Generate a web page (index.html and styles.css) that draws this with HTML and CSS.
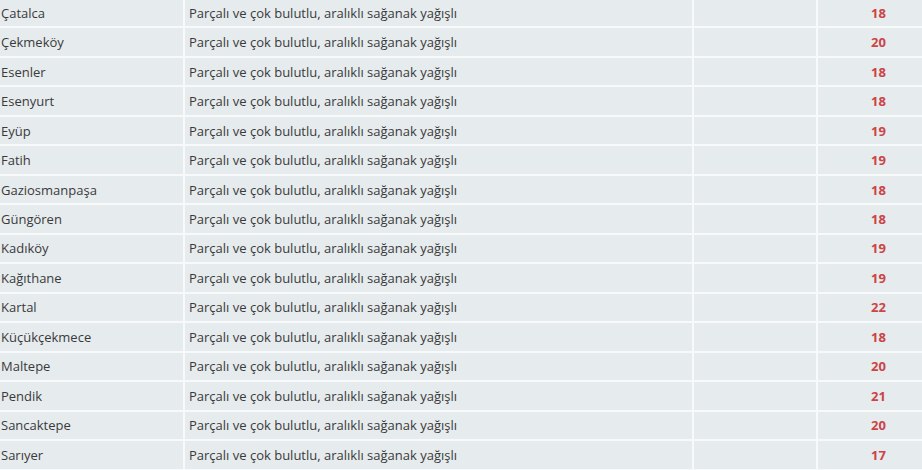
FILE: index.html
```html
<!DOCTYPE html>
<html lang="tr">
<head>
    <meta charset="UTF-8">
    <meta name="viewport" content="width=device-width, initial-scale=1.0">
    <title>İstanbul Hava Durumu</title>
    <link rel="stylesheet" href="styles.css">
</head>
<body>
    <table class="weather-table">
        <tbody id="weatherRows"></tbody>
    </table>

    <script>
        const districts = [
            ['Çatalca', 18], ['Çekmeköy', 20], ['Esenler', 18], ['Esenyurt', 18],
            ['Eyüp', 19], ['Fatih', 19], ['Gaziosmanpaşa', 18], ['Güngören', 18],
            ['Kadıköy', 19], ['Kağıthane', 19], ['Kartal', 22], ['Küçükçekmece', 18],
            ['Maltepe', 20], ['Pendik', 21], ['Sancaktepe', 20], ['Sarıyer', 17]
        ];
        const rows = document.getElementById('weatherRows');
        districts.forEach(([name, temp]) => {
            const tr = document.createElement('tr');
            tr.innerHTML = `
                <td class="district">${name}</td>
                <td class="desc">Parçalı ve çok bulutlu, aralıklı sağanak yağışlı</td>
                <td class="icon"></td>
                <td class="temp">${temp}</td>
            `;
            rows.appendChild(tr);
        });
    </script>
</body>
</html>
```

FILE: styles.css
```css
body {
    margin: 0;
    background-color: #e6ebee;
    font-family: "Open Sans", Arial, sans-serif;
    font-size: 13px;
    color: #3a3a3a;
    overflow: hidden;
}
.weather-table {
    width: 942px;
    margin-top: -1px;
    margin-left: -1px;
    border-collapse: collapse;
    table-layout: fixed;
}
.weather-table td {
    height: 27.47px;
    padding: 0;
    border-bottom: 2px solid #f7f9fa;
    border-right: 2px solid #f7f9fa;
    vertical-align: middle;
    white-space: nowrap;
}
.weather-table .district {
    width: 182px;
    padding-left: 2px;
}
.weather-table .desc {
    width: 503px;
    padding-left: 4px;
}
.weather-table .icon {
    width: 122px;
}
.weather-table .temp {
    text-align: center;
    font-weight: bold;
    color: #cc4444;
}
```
────────────────────
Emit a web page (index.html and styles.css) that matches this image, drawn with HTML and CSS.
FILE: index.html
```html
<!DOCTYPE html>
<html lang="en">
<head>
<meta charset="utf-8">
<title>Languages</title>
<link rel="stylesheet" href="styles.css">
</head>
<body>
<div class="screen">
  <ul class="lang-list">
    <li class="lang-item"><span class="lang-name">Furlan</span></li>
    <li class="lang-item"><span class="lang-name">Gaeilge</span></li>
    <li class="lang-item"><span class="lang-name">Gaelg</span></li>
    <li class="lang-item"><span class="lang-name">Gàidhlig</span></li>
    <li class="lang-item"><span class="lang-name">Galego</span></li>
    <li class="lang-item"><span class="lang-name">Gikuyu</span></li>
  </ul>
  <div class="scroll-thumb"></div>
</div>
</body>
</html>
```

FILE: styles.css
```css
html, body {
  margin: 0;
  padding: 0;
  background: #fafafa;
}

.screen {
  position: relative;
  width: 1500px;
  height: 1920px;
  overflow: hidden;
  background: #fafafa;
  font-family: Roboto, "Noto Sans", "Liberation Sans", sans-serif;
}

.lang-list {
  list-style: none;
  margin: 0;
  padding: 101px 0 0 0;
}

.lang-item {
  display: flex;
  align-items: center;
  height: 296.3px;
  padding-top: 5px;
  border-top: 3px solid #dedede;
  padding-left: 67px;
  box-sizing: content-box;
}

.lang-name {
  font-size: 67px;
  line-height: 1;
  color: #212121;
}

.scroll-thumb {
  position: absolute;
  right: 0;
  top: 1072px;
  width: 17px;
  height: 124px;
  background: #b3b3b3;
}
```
────────────────────
> _What is asked_:
Pick out the lines containing the string "that".

> _Exercise result_:
Generate a web page (index.html and styles.css) that draws this with HTML and CSS.
Emit a web page (index.html and styles.css) that matches this image, drawn with HTML and CSS.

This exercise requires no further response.